(Records with interface code)
-.-.-

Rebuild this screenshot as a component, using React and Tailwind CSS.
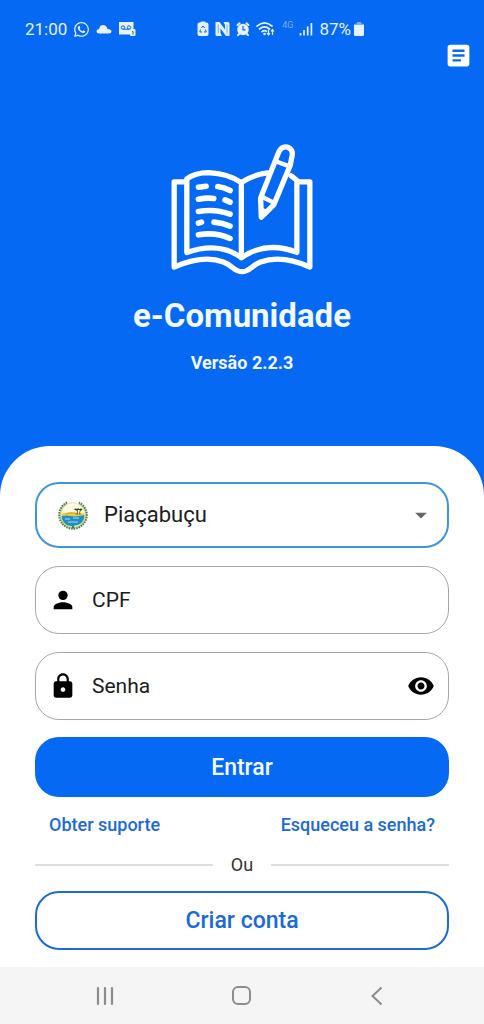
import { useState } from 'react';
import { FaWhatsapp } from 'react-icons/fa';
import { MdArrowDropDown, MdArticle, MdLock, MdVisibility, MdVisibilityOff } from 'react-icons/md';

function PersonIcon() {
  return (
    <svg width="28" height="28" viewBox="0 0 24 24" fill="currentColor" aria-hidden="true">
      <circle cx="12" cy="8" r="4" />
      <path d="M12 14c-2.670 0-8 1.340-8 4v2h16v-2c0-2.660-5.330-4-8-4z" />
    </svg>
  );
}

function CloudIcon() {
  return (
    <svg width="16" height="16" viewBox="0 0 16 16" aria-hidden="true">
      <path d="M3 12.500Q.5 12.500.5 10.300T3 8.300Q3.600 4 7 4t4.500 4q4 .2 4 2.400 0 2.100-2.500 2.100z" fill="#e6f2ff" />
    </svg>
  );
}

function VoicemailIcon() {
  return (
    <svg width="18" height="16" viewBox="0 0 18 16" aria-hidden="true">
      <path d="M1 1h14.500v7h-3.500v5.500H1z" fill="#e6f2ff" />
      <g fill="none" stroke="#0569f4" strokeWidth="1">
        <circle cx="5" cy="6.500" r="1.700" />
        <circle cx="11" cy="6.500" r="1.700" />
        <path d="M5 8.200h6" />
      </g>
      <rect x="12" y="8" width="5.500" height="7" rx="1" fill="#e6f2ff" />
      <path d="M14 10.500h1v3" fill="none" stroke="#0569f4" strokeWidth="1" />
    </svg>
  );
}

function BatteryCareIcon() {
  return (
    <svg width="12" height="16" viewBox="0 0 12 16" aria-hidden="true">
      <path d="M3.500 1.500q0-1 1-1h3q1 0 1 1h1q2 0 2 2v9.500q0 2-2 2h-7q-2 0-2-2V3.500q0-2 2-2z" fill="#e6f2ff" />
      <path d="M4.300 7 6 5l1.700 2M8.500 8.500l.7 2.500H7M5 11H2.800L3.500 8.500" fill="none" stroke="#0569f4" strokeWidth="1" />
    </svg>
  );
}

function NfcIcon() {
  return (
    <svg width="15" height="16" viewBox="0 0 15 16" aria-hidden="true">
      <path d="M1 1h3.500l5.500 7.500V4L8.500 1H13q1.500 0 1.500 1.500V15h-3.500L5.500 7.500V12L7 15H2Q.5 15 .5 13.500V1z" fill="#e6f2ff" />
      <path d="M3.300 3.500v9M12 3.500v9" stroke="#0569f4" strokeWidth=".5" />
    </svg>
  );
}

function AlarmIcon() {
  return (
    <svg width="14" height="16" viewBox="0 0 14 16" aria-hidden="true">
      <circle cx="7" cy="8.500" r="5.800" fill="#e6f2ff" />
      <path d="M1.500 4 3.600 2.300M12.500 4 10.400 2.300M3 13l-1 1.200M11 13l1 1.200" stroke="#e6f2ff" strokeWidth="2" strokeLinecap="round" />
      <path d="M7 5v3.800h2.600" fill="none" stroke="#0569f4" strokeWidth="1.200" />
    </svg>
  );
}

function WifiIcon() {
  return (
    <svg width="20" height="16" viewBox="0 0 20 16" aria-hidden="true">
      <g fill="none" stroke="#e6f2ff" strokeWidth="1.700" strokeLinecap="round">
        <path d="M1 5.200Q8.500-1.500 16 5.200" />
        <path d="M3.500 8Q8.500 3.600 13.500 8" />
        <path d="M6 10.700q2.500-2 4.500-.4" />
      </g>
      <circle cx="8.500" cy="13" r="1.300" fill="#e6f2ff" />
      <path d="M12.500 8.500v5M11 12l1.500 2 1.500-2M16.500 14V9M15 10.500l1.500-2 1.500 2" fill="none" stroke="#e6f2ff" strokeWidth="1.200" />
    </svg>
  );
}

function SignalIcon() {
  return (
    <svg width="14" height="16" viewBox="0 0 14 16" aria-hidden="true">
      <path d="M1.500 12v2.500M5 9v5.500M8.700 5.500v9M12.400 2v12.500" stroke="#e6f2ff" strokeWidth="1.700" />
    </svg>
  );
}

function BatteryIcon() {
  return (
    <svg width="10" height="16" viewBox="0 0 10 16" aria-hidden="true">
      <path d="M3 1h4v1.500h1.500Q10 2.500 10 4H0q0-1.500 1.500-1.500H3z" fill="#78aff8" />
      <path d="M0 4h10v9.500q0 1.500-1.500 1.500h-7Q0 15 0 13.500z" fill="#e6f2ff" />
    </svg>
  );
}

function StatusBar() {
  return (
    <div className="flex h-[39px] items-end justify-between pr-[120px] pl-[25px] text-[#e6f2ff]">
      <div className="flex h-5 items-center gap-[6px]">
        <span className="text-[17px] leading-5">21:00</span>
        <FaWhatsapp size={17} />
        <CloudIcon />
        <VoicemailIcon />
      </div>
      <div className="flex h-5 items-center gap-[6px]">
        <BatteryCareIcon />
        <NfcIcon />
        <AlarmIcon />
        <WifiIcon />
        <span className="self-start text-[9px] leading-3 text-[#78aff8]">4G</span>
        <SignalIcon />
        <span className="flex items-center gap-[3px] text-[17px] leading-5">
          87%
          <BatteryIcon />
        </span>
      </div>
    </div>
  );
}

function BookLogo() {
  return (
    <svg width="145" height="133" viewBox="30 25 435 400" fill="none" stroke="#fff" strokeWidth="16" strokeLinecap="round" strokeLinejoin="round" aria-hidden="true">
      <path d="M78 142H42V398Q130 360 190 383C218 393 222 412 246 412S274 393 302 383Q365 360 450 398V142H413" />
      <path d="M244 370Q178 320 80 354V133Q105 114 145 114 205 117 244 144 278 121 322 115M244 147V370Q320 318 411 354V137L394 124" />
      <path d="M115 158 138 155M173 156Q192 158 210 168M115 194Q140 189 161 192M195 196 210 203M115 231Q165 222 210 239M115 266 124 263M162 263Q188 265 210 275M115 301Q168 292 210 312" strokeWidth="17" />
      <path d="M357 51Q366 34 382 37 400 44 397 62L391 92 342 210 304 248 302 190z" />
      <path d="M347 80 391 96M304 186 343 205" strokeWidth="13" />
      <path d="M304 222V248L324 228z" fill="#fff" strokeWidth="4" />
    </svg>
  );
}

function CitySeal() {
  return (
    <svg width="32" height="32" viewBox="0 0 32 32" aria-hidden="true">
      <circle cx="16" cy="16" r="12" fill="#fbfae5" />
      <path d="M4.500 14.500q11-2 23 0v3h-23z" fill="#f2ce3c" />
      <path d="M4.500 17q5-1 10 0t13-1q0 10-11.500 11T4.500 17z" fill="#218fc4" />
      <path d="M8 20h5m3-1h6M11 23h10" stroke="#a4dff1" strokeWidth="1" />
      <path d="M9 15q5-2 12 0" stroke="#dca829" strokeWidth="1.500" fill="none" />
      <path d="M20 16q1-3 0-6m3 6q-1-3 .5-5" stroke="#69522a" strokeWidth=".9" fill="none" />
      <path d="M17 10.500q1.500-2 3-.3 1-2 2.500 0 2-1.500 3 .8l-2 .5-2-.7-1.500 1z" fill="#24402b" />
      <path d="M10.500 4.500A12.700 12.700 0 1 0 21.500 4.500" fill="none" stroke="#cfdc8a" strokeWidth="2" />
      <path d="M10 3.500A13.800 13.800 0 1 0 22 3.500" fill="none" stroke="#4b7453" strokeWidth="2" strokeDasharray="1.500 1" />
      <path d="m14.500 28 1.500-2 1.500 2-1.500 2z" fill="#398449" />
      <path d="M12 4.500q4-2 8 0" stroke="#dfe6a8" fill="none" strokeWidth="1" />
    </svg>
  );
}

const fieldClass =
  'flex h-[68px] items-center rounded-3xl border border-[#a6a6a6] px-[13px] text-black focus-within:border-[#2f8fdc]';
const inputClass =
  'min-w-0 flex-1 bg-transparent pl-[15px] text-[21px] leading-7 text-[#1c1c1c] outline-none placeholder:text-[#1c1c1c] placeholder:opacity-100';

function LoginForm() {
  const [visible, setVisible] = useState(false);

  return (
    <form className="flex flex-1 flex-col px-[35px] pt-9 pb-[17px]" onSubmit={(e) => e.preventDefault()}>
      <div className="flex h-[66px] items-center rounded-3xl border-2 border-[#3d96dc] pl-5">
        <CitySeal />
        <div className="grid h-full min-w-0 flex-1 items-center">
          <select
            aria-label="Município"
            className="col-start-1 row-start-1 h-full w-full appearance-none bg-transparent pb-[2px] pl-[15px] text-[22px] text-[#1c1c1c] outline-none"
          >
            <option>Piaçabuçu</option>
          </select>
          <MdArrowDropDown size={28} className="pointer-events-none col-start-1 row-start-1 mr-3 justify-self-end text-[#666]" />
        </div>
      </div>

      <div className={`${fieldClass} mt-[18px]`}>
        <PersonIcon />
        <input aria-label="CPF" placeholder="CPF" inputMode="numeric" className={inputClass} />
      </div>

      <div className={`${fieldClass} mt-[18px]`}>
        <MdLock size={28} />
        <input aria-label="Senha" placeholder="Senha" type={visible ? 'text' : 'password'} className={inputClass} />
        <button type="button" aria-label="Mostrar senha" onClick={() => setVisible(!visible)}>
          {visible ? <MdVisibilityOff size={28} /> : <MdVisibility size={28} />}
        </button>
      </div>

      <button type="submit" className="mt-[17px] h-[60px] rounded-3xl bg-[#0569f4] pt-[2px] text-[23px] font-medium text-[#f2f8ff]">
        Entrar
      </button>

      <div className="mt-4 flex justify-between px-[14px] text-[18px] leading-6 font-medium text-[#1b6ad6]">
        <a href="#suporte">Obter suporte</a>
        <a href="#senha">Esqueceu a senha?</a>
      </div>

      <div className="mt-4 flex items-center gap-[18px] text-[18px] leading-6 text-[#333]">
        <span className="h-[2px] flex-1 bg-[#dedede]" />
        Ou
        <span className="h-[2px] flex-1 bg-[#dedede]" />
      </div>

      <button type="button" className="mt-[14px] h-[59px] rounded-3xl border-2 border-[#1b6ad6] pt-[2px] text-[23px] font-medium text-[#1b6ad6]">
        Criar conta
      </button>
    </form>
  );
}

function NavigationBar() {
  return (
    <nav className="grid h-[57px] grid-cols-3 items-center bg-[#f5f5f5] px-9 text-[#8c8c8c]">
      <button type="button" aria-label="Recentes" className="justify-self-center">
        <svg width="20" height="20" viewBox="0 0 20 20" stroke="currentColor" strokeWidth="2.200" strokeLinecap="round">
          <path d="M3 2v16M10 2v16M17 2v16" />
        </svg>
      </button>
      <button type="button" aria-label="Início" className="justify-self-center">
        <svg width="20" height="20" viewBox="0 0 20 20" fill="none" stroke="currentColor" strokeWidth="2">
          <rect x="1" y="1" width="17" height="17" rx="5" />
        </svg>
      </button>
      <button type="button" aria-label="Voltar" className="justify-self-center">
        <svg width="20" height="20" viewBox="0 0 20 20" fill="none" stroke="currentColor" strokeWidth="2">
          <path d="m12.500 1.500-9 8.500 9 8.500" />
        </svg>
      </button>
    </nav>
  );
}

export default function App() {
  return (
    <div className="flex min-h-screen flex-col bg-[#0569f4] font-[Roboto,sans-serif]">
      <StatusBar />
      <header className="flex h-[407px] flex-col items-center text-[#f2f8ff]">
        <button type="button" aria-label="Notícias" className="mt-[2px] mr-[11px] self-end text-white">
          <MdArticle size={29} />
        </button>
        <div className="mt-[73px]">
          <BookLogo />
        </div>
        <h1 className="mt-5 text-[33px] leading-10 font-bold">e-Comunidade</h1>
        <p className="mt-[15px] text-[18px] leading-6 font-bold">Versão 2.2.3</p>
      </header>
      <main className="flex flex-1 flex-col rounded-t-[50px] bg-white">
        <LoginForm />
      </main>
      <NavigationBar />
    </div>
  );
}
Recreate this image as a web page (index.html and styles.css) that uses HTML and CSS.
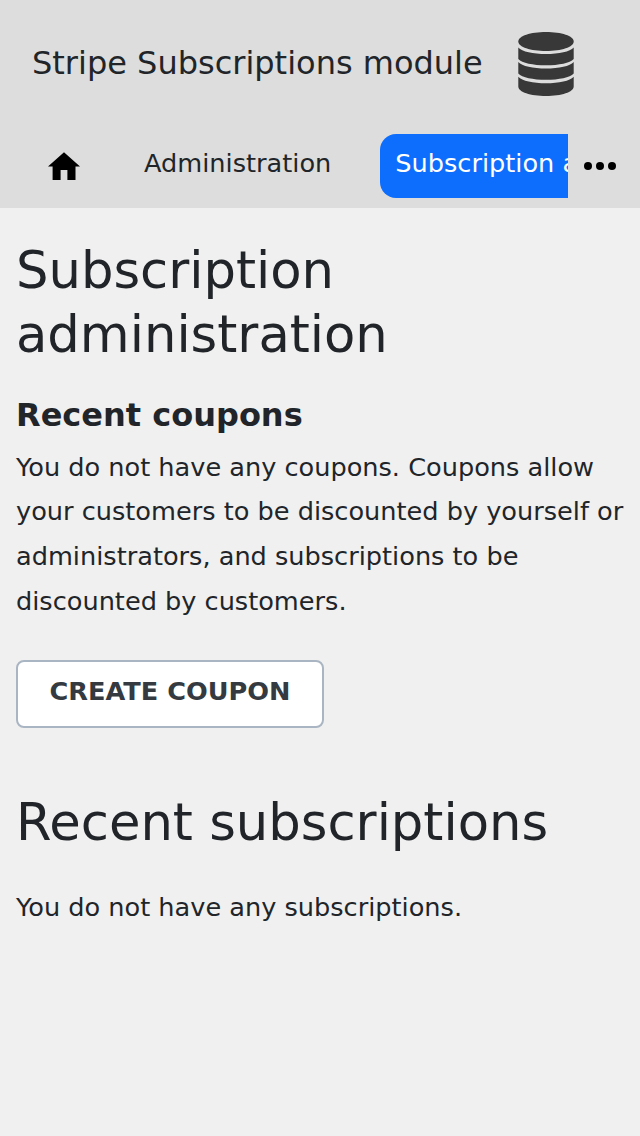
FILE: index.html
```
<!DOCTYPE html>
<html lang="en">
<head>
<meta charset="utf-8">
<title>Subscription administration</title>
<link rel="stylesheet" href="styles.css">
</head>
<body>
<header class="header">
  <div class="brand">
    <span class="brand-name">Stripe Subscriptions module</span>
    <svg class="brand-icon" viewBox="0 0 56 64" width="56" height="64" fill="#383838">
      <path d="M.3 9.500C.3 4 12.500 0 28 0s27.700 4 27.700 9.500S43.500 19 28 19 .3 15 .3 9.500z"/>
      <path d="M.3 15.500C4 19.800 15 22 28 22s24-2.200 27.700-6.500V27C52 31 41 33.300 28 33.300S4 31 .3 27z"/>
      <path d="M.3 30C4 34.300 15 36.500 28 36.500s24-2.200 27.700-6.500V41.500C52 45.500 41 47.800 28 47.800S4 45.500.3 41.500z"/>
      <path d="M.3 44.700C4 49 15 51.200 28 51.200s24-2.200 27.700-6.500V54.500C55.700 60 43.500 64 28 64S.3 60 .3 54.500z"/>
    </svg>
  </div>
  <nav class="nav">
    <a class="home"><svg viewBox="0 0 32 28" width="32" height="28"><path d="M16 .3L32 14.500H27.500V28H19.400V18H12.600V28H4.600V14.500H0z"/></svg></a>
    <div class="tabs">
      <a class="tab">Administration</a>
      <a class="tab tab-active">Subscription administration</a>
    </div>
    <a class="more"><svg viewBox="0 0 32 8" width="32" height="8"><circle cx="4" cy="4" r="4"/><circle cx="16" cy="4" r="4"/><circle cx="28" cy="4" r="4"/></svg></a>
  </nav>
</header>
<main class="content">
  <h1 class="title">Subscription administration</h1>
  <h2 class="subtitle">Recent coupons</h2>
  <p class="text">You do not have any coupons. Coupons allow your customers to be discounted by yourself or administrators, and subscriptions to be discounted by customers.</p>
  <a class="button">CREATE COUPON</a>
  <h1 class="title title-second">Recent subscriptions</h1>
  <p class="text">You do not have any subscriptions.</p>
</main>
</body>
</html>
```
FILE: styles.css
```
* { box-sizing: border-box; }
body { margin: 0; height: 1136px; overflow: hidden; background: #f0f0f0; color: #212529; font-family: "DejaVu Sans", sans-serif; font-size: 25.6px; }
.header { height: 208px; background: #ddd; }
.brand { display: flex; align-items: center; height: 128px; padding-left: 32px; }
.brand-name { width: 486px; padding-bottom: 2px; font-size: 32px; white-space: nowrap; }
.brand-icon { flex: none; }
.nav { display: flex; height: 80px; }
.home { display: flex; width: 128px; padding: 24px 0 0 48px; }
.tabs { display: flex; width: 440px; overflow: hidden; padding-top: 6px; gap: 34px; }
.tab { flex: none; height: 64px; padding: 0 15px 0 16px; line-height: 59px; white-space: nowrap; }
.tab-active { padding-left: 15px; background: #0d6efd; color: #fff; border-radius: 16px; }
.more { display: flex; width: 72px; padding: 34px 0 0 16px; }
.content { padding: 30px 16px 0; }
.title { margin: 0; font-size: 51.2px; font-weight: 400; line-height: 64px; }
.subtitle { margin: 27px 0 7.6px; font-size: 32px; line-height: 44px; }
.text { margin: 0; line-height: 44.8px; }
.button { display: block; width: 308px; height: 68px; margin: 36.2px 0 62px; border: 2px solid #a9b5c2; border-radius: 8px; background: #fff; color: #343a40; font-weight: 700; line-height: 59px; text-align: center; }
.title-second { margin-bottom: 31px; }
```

-.-.-

-- To be done --
Look above for lines with the word "styles" and copy them all.

-- Reply --
Recreate this image as a web page (index.html and styles.css) that uses HTML and CSS.
<link rel="stylesheet" href="styles.css">
FILE: styles.css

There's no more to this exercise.